Contextualizing the Contributions of HP1α-Mediated Chromatin Cross-Linking to Total and Internal Nuclear Mechanics

Abstract

The physical properties of the nucleus dictate global cell responses to mechanical challenges, and their disruption is implicated in human disease. For instance, nuclear softening facilitates the rate-limiting deformation step in cancer cell invasion. Recent work suggests that chromatin-chromatin cross-linking is an important (but under-explored) determinant of nuclear mechanical properties. Here, I examine whether depletion of HP1α, a chromatin cross-linker whose expression is lost in metastatic cells, changes total and internal nuclear mechanics in ways that facilitate confined cell migration. Additionally, I aim to contextualize the scope of HP1α’s mechanical contributions by comparing them to those of a second, better-characterized determinant of nuclear stiffness (Lamin A). Using a set of imaging-based readouts, I demonstrate that HP1α contributes to nuclear morphology and nucleoplasmic diffusion dynamics, but that its effects are comparatively subtle. However, I also show that HP1α is a major contributor to intra-nucleolar diffusion dynamics, meaning that its impacts on internal nuclear mechanics exhibit an intriguing spatial heterogeneity. Using atomic force microscopy, a custom nuclear deformation assay, and an in vitro assessment of confined migration frequency, I then demonstrate that loss of HP1α-mediated cross-linking yields total nuclear softening and facilitates migration through narrow pores.
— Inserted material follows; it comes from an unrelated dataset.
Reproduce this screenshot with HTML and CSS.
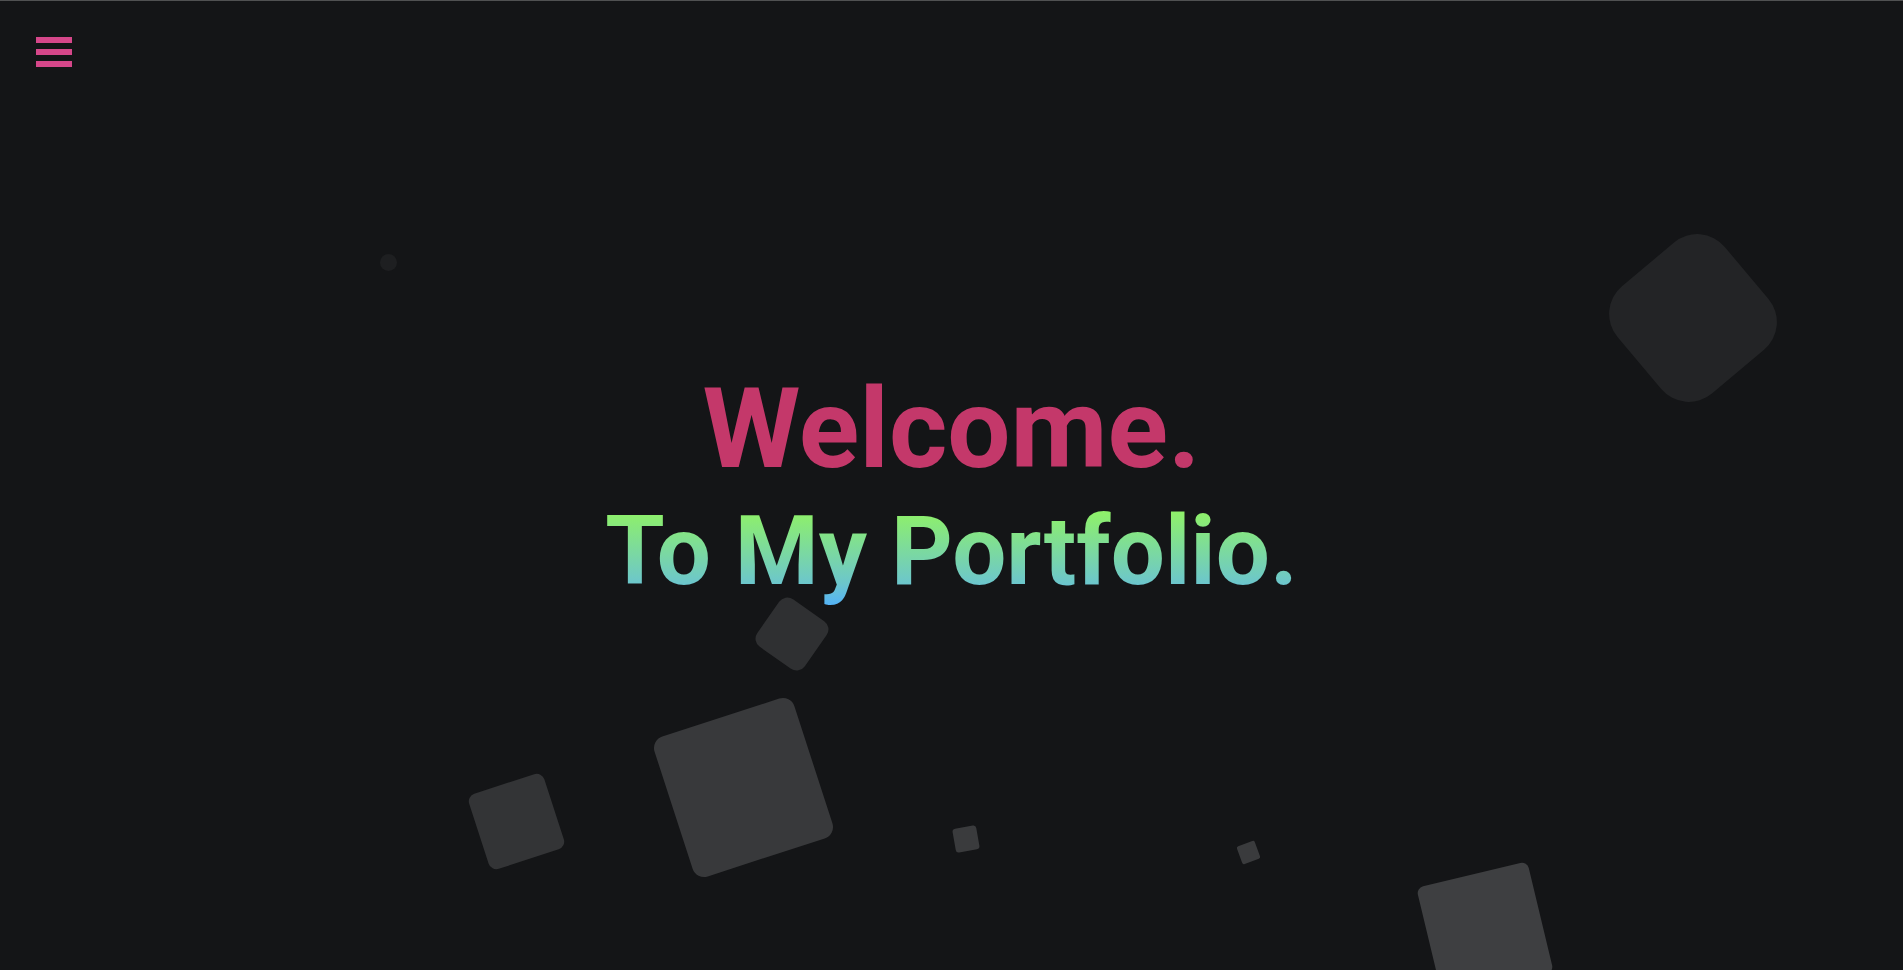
FILE: index.html
```html
<!DOCTYPE html>
<html lang="en">
<head>
    <meta charset="UTF-8">
    <meta name="viewport" content="width=device-width, initial-scale=1.0">
    <title>Portfolio</title>
    <link rel="stylesheet" href="styles.css">
</head>
<body>
    <header class="topbar">
        <button class="menu-btn" aria-label="Menu">
            <span></span>
            <span></span>
            <span></span>
        </button>
    </header>

    <ul class="shapes">
        <li class="shape s1"></li>
        <li class="shape s2"></li>
        <li class="shape s3"></li>
        <li class="shape s4"></li>
        <li class="shape s5"></li>
        <li class="shape s6"></li>
        <li class="shape s7"></li>
        <li class="shape s8"></li>
    </ul>

    <main class="hero">
        <h1 class="title">
            <span class="welcome">Welcome.</span>
            <span class="sub">To My Portfolio.</span>
        </h1>
    </main>
</body>
</html>
```

FILE: styles.css
```css
* {
    box-sizing: border-box;
}

html, body {
    height: 100%;
}

body {
    margin: 0;
    font-family: Roboto, 'Noto Sans', sans-serif;
    background-color: #141517;
    border-top: 1px solid #505152;
    overflow: hidden;
    position: relative;
}

.topbar {
    position: relative;
    z-index: 2;
    padding: 36px 36px 0;
}

.menu-btn {
    display: flex;
    flex-direction: column;
    gap: 6px;
    background: none;
    border: none;
    padding: 0;
    cursor: pointer;
}

.menu-btn span {
    display: block;
    width: 36px;
    height: 6px;
    background-color: #d6478a;
}

/* floating background squares */
.shapes {
    list-style: none;
    margin: 0;
    padding: 0;
    position: absolute;
    inset: 0;
    z-index: 0;
}

.shape {
    position: absolute;
    background-color: #38393b;
}

.s1 { left: 1623px; top: 247px; width: 140px; height: 140px; border-radius: 36px; transform: rotate(50deg); background-color: #232426; }
.s2 { left: 380px; top: 253px; width: 17px; height: 17px; border-radius: 50%; background-color: #1e1f21; }
.s3 { left: 763px; top: 604px; width: 58px; height: 58px; border-radius: 10px; transform: rotate(35deg); background-color: #2f3032; }
.s4 { left: 670px; top: 713px; width: 147px; height: 147px; border-radius: 12px; transform: rotate(-18deg); background-color: #38393b; }
.s5 { left: 477px; top: 781px; width: 79px; height: 79px; border-radius: 8px; transform: rotate(-18deg); background-color: #333436; }
.s6 { left: 954px; top: 826px; width: 24px; height: 24px; border-radius: 3px; transform: rotate(-10deg); background-color: #3a3b3d; }
.s7 { left: 1239px; top: 842px; width: 19px; height: 19px; border-radius: 2px; transform: rotate(-20deg); background-color: #3a3b3d; }
.s8 { left: 1428px; top: 872px; width: 114px; height: 114px; border-radius: 7px; transform: rotate(-13.5deg); background-color: #3e3f41; }

.hero {
    position: relative;
    z-index: 1;
    display: flex;
    justify-content: center;
    padding-top: 298px;
}

.title {
    margin: 0;
    display: flex;
    flex-direction: column;
    align-items: center;
    font-weight: 700;
    text-align: center;
}

.welcome {
    font-size: 112px;
    line-height: 128px;
    color: #c4386a;
}

.sub {
    font-size: 96px;
    line-height: 116px;
    background: linear-gradient(180deg, #8ef06a 17%, #6cc6cc 78%, #55b3f5 96%);
    -webkit-background-clip: text;
    background-clip: text;
    color: transparent;
}
```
Collectively, these results suggest an interesting comparative model of Lamin A and HP1α’s contributions to nuclear mechanics and demonstrate that spatially heterogenous changes in internal mechanical properties can result in total nuclear softening. In addition, the presented findings indicate that a mechanical model of HP1α’s contributions to cancer cell migration – and, by extension, to disease progression – is worth exploring further in future work.